The purpose of the series is to help faculty foster a collaborative peer review approach to information literacy instruction and course development.

SESSION DETAILS

Wednesday May 16th 

The Framework

ACRL Framework: Theory & Application
Wednesday May 16th 9:30 AM - 10:40 AM 

Dr. Omer Farooq, 
Social Science Librarian (UNO)

 

The Association for College and Research Libraries (ACRL) Framework for Information Literacy for Higher Education has received mixed responses from academic librarians since its introduction in 2015. The Framework presents both opportunities and challenges in recognizing the dynamic information landscape and the social and political aspects of information literacy. This session highlights the theoretical foundations, examples of specific student learning outcomes, as well as pedagogical and assessment approaches based on the Framework.
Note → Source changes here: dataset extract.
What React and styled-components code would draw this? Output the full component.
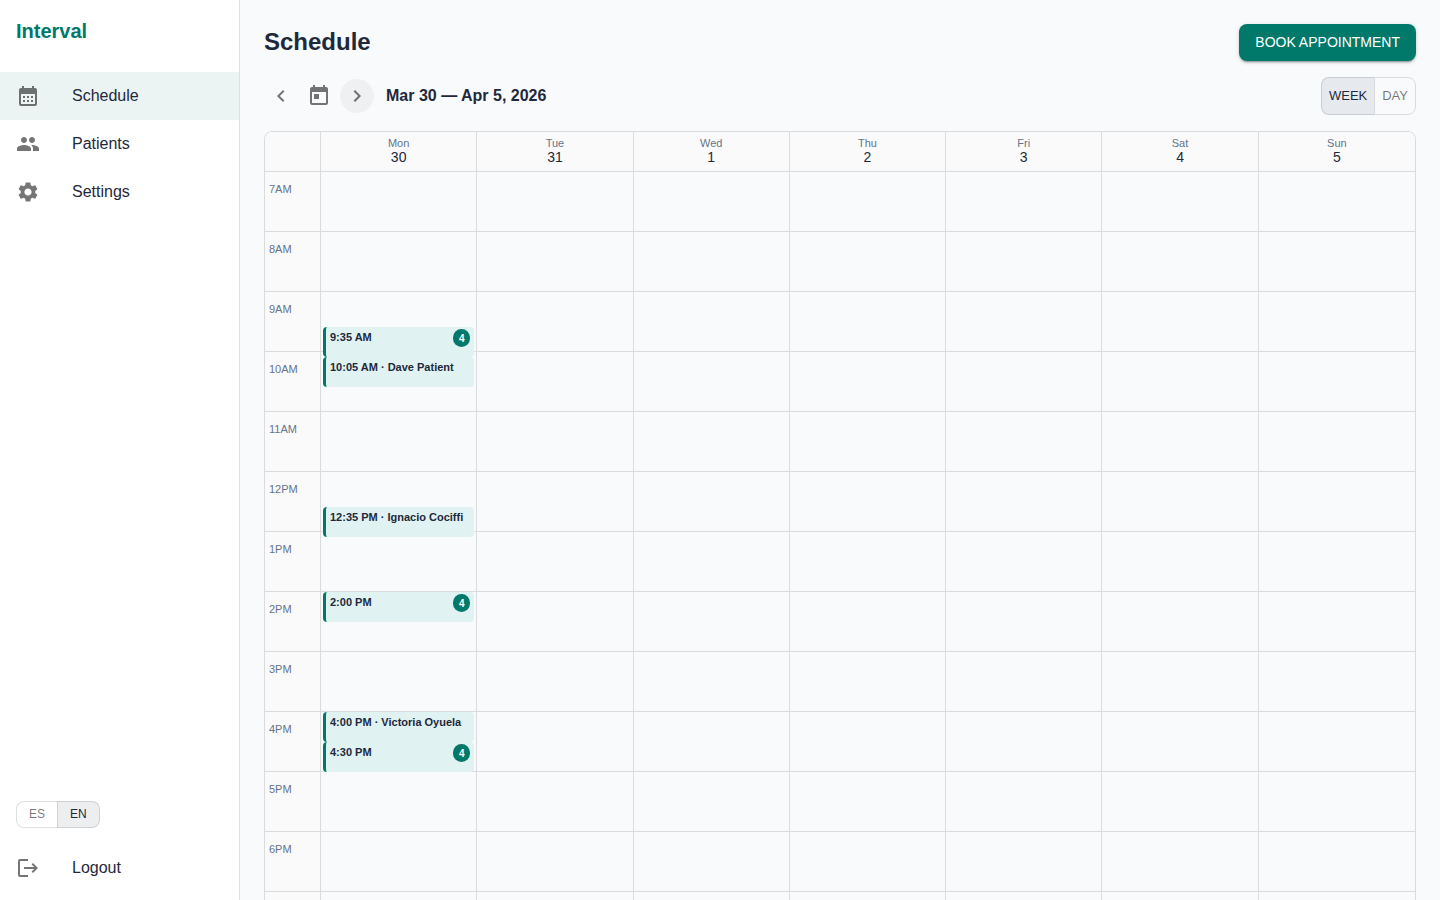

Developing your Personal Teaching Philosophy

Developing Your Personal Teaching Philosophy
Wednesday May 16th 10:50 AM - 12:00 PM 

Dr. Stacey Waite, Associate Professor of English
(UNL)

Representing one's teaching in specific and dynamic ways is a challenging task in a teaching portfolio or teaching statement. This workshop will offer you some strategies in composing a teaching statement and portfolio that is unique and represents the innovative work you do with students. It would help to come to this session with one or two specific moments/memories/approaches in your mind that you think represent you as a teacher.

Discussion

Asking Tough Questions
Wednesday May 16th 12:30 PM-1:30 PM
Heidi Blackburn. STEM & Business Librarian (UNO)
Dr. Lisa Kort-Butler. Associate Professor of Sociology. (UNL)
Joan Latta Konecky. Biological Science Librarian (UNL)
Erin Painter. RIS Associate (UNO)

 

Time to talk. A  panel of experienced and resourceful colleagues will talk about teaching, answer questions and share their passion for teaching with the summit participants. 

Assessment

Assessing Information Literacy Concepts
Wednesday May 16th 1:35 PM-2:35 PM
Dr. Elizabeth Lewis. Associate Professor. Teacher Learning and Teacher Education. (UNL) 
 
This session will provide an overview of educational assessment foundations, common types of assessment, and how to align assessments with information literacy concepts. Participants will have the opportunity to practice designing rubrics and plan a set of assessments for a future lesson they will implement.

Assessment

A Mixed Methods Approach to Assessing an Information Literacy Program
Wednesday May 16th 2:40 PM-3:40 PM
Katie BishopDirector of Research & Instruction Services. Humanities Librarian. (UNO)
 

UNO Libraries instructors spend a week teaching information literacy concepts to students taking Composition II. In this session we outline the different methodologies employed to assess this instruction program; examine the strengths and weaknesses of each approach; and discuss the results. Participants will get a sense of which methodologies might work to assess their instruction activities.  

Second Day

Thursday May 17th 

Curriculum Design

 Developing Learner-Centered Information Literacy Instruction for One-Shots,  Courses Taken for Credit, and Everything In-between.
Thursday May 17th 9:30 AM -10:45 AM​

Lorna Dawes. Social Science Librarian (UNL)
Mary Bolin. 
Meta-Data Librarian (UNL)

 

This session will explore three common learning theories and how they can inform information literacy instruction. It will highlight  backward design and demonstrate how it can be used to develop curricular materials and teaching strategies that support a  learner-centered, constructivist approach to teaching and learning.  Participants will examine their current teaching materials and pedagogy and apply some  general course development methods to their own teaching environment. 

Teaching Portfolios

The Teaching Portfolio for Librarians
Thursday May 17th 10:45 AM -11:45 AM​

Dr.  Elizabeth Lorang
Humanities Librarian  (UNL)

 

This session will frame the goals of teaching portfolios, provide examples of teaching portfolios developed by librarians and other teachers, and encourage participants to begin thinking about and creating their own teaching portfolio.